Hey there, time traveller!
This article was published 8/3/2013 (1210 days ago), so information in it may no longer be current.
Prime Minister Stephen Harper elevated Manitoba Court of Appeal judge Richard Chartier to chief justice of Manitoba in one of two court appointments the Prime Minister's Office announced Friday.
In the second appointment, Shane Perlmutter, a Queen's Bench judge, was made associate chief justice.
Chartier replaced the Honourable Richard J. Scott, who retired March 1.
Perlmutter replaced the Honourable William J. Burnett, who was appointed to the Manitoba Court of Appeal.
Chartier served as a provincial court judge from 1993 to 2006 when he was elevated to the Court of Appeal. Perlmutter was appointed to the Queen's Bench in 2011.
The appointments take effective immediately.
Both judges have shown they're not afraid to take a stand from the bench in their recent rulings.
Chartier staunchly defended the justice system in a couple of recent controversial cases.
In October, he wrote the decision to reject a bid to dismiss one of the more unique homicide cases in recent history.

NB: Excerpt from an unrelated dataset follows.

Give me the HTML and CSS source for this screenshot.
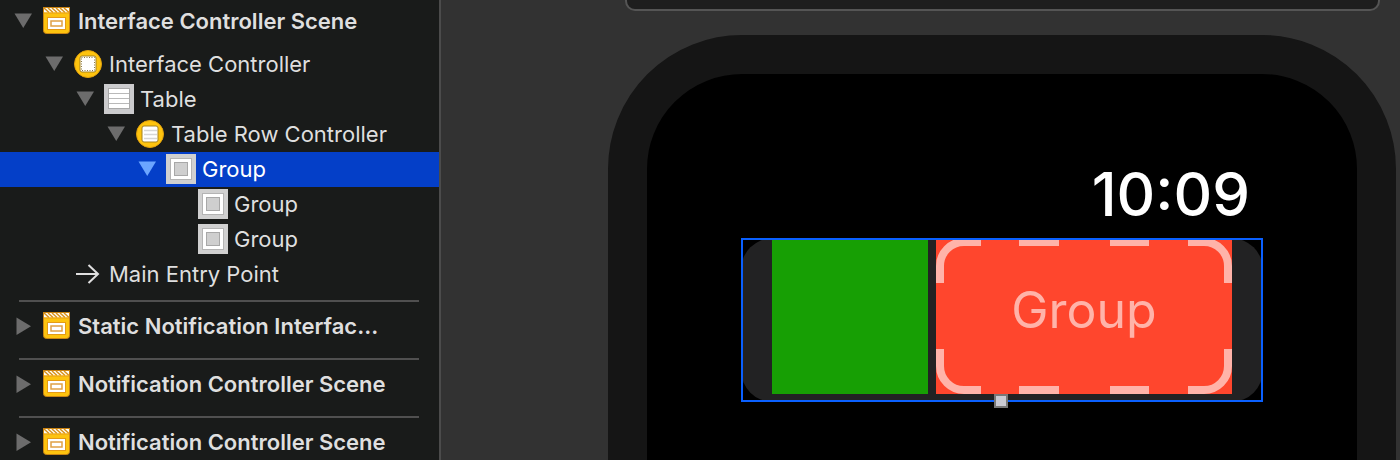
FILE: index.html
```html
<!DOCTYPE html>
<html lang="en">
<head>
<meta charset="utf-8">
<title>Interface Builder</title>
<link rel="stylesheet" href="styles.css">
</head>
<body>
<svg class="defs" width="0" height="0" aria-hidden="true">
  <symbol id="scene" viewBox="0 0 27 27">
    <path d="M0.5 1h26v22.500q0 3-3 3h-20q-3 0-3-3z" fill="#fdc30f" stroke="#c98312"/>
    <path d="M1 1h25v4.500h-25z" fill="#fffdf5"/>
    <path d="M1 1l5 4.500M5 1l5 4.500M9 1l5 4.500M13 1l5 4.500M17 1l5 4.500M21 1l5 4.500" stroke="#d9921c" stroke-width="1.500"/>
    <path d="M0 .5h27" stroke="#c98312"/><path d="M1 6h25" stroke="#eaa016"/>
    <rect x="4.500" y="10.500" width="18" height="12" fill="#fff" stroke="#e59b16"/>
    <rect x="8" y="14" width="11" height="5" fill="#fff" stroke="#e0a044" stroke-width="1.500"/>
  </symbol>
  <symbol id="controller" viewBox="0 0 28 28">
    <circle cx="14" cy="14" r="13.500" fill="#fec40f" stroke="#e3a20c"/>
    <rect x="6" y="6" width="16" height="16" rx="2" fill="#fff" stroke="#a58320"/>
    <rect x="7.500" y="7.500" width="13" height="13" fill="none" stroke="#8c7a45" stroke-dasharray="1 1.500"/>
  </symbol>
  <symbol id="rowcontroller" viewBox="0 0 28 28">
    <circle cx="14" cy="14" r="13.500" fill="#fec40f" stroke="#e3a20c"/>
    <rect x="6" y="6" width="16" height="16" rx="2" fill="#fff" stroke="#a58320"/>
    <path d="M8 10.500h13M8 14.500h13M8 18.500h13" stroke="#d6d6d6" stroke-width="1.500"/>
  </symbol>
  <symbol id="table" viewBox="0 0 30 30">
    <path d="M0 0h30v30h-30z" fill="#cbcbcd"/>
    <rect x="4.500" y="4.500" width="21" height="20" fill="#fff" stroke="#a9a9a9"/>
    <path d="M5 9.500h20M5 14.500h20M5 19.500h20" stroke="#b9b9b9"/>
  </symbol>
  <symbol id="group" viewBox="0 0 30 30">
    <path d="M0 0h30v30h-30z" fill="#d0d0d0"/>
    <rect x="4.500" y="4.500" width="21" height="21" fill="#fff" stroke="#b4b4b4"/>
    <rect x="8.500" y="8.500" width="13" height="13" fill="#cfcfcf" stroke="#a8a8a8"/>
  </symbol>
  <symbol id="down" viewBox="0 0 18 16"><path d="M.5 .5h17.500l-8.750 14.500z" fill="currentColor"/></symbol>
  <symbol id="right" viewBox="0 0 18 18"><path d="M2.500 .5v17.500l14.500-8.750z" fill="currentColor"/></symbol>
</svg>
<div class="editor">
  <nav class="outline" aria-label="Document outline">
    <div class="row scene first"><button class="toggle" aria-label="Collapse scene"><svg class="down"><use href="#down"/></svg></button><span class="icon"><svg class="i27"><use href="#scene"/></svg></span><span class="label">Interface Controller Scene</span></div>
    <ul class="tree">
      <li class="row l1"><button class="toggle" aria-label="Collapse"><svg class="down"><use href="#down"/></svg></button><span class="icon"><svg class="i28"><use href="#controller"/></svg></span><span class="label">Interface Controller</span></li>
      <li class="row l2"><button class="toggle" aria-label="Collapse"><svg class="down"><use href="#down"/></svg></button><span class="icon"><svg class="i30"><use href="#table"/></svg></span><span class="label">Table</span></li>
      <li class="row l3"><button class="toggle" aria-label="Collapse"><svg class="down"><use href="#down"/></svg></button><span class="icon"><svg class="i28"><use href="#rowcontroller"/></svg></span><span class="label">Table Row Controller</span></li>
      <li class="row l4 selected"><button class="toggle" aria-label="Collapse"><svg class="down"><use href="#down"/></svg></button><span class="icon"><svg class="i30"><use href="#group"/></svg></span><span class="label">Group</span></li>
      <li class="row l5"><span class="toggle"></span><span class="icon"><svg class="i30"><use href="#group"/></svg></span><span class="label">Group</span></li>
      <li class="row l5"><span class="toggle"></span><span class="icon"><svg class="i30"><use href="#group"/></svg></span><span class="label">Group</span></li>
      <li class="row l1"><span class="toggle"></span><span class="icon"><svg class="i28" viewBox="0 0 28 28"><path d="M2 14h22.500M14.500 5l9.500 9l-9.500 9" fill="none" stroke="#dfdfdf" stroke-width="2"/></svg></span><span class="label">Main Entry Point</span></li>
    </ul>
    <hr class="rule">
    <div class="row scene"><button class="toggle" aria-label="Expand scene"><svg class="right"><use href="#right"/></svg></button><span class="icon"><svg class="i27"><use href="#scene"/></svg></span><span class="label">Static Notification Interfac...</span></div>
    <hr class="rule">
    <div class="row scene"><button class="toggle" aria-label="Expand scene"><svg class="right"><use href="#right"/></svg></button><span class="icon"><svg class="i27"><use href="#scene"/></svg></span><span class="label">Notification Controller Scene</span></div>
    <hr class="rule">
    <div class="row scene"><button class="toggle" aria-label="Expand scene"><svg class="right"><use href="#right"/></svg></button><span class="icon"><svg class="i27"><use href="#scene"/></svg></span><span class="label">Notification Controller Scene</span></div>
  </nav>
  <main class="canvas">
    <div class="titlebar"></div>
    <div class="watch">
      <div class="clock">10:09</div>
      <div class="rowgroup">
        <div class="green"></div>
        <div class="red">
          <svg class="dashes" viewBox="0 0 296 156" aria-hidden="true">
            <path d="M4 45V28A24 24 0 0 1 28 4H45M83 4h40M174 4h39M252 4H268A24 24 0 0 1 292 28V45M292 111V128A24 24 0 0 1 268 152H252M213 152h-39M123 152h-40M45 152H28A24 24 0 0 1 4 128V111" fill="none" stroke="#ffb3a9" stroke-width="8"/>
          </svg>
          <span class="placeholder">Group</span>
        </div>
        <span class="handle"></span>
      </div>
    </div>
  </main>
</div>
</body>
</html>
```
FILE: styles.css
```css
* { box-sizing: border-box; }
body {
  margin: 0;
  background: #323232;
  font-family: Inter, "Liberation Sans", sans-serif;
  color: #dfdfdf;
}
.defs { position: absolute; }
.editor { display: flex; height: 100vh; overflow: hidden; }
.outline {
  flex: 0 0 441px;
  background: #191b1a;
  border-right: 2px solid #4b4b4b;
  overflow: hidden;
}
.tree { list-style: none; margin: 0; padding: 4px 0 1px; }
.row {
  display: flex;
  align-items: center;
  height: 35px;
  padding-left: 14px;
  padding-bottom: 1px;
  font-size: 22px;
  white-space: nowrap;
}
.scene { height: 49px; padding-bottom: 2px; font-weight: 600; }
.first { height: 43px; }
.l1 { padding-left: 45px; }
.l2 { padding-left: 76px; }
.l3 { padding-left: 107px; }
.l4 { padding-left: 138px; }
.l5 { padding-left: 170px; }
.selected { background: #043fc8; color: #fff; }
.toggle {
  flex: none;
  display: flex;
  justify-content: center;
  width: 18px;
  margin-right: 10px;
  padding: 0;
  border: 0;
  background: none;
  color: #6c6c6c;
}
.selected .toggle { color: #6ba5ff; }
.down { width: 18px; height: 16px; }
.right { width: 18px; height: 18px; }
.icon {
  flex: none;
  display: flex;
  justify-content: center;
  width: 30px;
  margin-right: 6px;
}
.scene .icon { padding-right: 1px; }
.i27 { width: 27px; height: 27px; }
.i28 { width: 28px; height: 28px; }
.i30 { width: 30px; height: 30px; }
.rule {
  height: 2px;
  margin: 7px 20px 0 19px;
  border: 0;
  background: #505050;
}
.canvas { flex: 1; min-width: 0; background: #323232; }
.titlebar {
  height: 11px;
  margin: 0 20px 0 184px;
  border: 2px solid #555;
  border-top: 0;
  border-radius: 0 0 10px 10px;
  background: #1e1e1e;
}
.watch {
  margin: 24px 4px 0 167px;
  height: 900px;
  padding: 90px 94px 0;
  border: 39px solid #151515;
  border-radius: 134px;
  background: #000;
}
.clock {
  height: 74px;
  padding-right: 13px;
  font-size: 60px;
  line-height: 60px;
  font-weight: 500;
  color: #fff;
  text-align: right;
}
.rowgroup {
  position: relative;
  display: flex;
  gap: 8px;
  height: 164px;
  padding: 0 31px 8px;
  border-radius: 32px;
  background: #222223;
}
.rowgroup::after {
  content: "";
  position: absolute;
  inset: 0;
  border: 2px solid #0a60ff;
}
.green { flex: 156; background: #179f04; }
.red {
  position: relative;
  flex: 296;
  display: flex;
  align-items: center;
  justify-content: center;
  padding-bottom: 12px;
  background: #ff462d;
}
.dashes { position: absolute; inset: 0; width: 100%; height: 100%; }
.placeholder { font-size: 50px; line-height: 60px; color: #ffb3a9; }
.handle {
  position: absolute;
  z-index: 1;
  left: 50%;
  bottom: -6px;
  width: 14px;
  height: 14px;
  margin-left: -8px;
  border: 2px solid #777;
  background: #c9cad2;
}
```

In that case, Suzanne Eckstein, 46, was charged with arson, conspiracy and manslaughter -- despite the fact it was the victim who apparently caused his own death. She was arrested in 2008 and the case slowly moved through the justice system. In rejecting the dismissal in a ruling last October, Chartier wrote there was no evidence to toss the case.
The trial, when it does go ahead, is expected to be watched closely by legal experts across Canada.

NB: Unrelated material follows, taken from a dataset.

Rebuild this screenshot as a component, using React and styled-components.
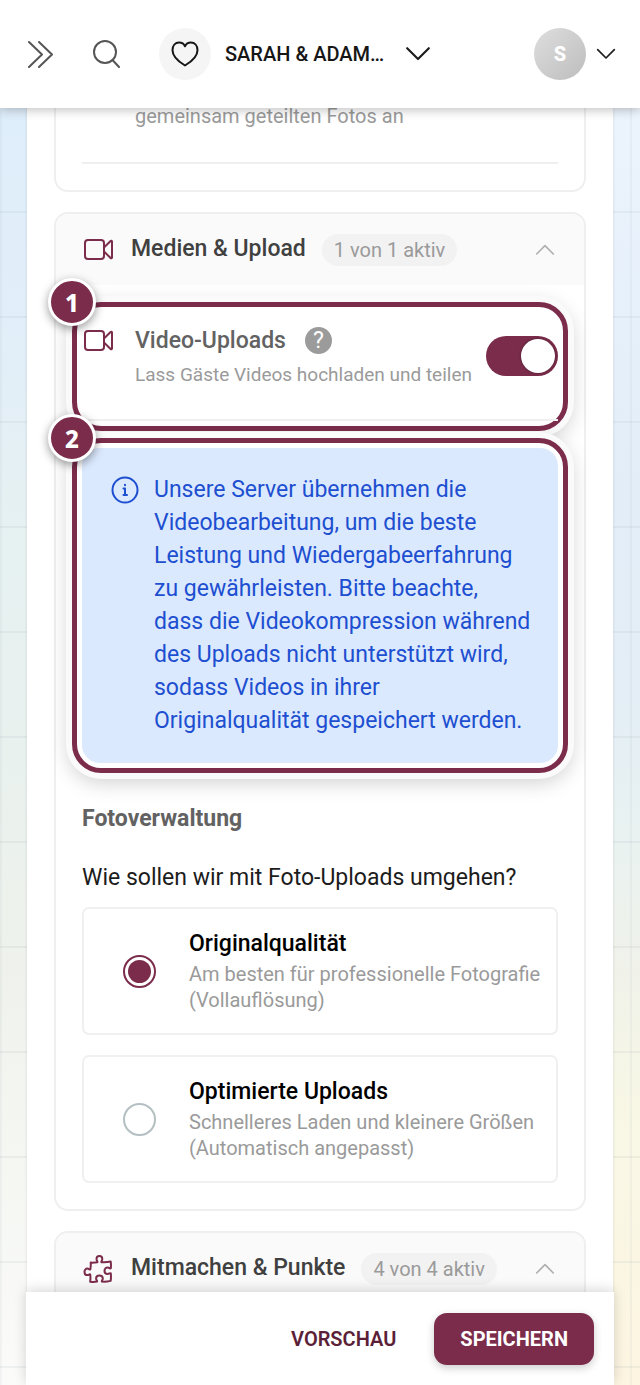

In another ruling, also last October, Chartier quashed a claim of wrongful conviction in a killer's appeal.
William Henderson, who pleaded not guilty in the execution-style 2002 slaying of Frehley McKay, filed documents claiming he got an unfair trial, citing nearly two dozen grounds for ordering a new hearing. They included evidence the judge refused to exclude, instructions to the jury and rejecting four mistrial applications. Henderson also cited "fresh evidence" -- a witness who emerged after the trial ended, claiming he saw the killer, and it wasn't Henderson.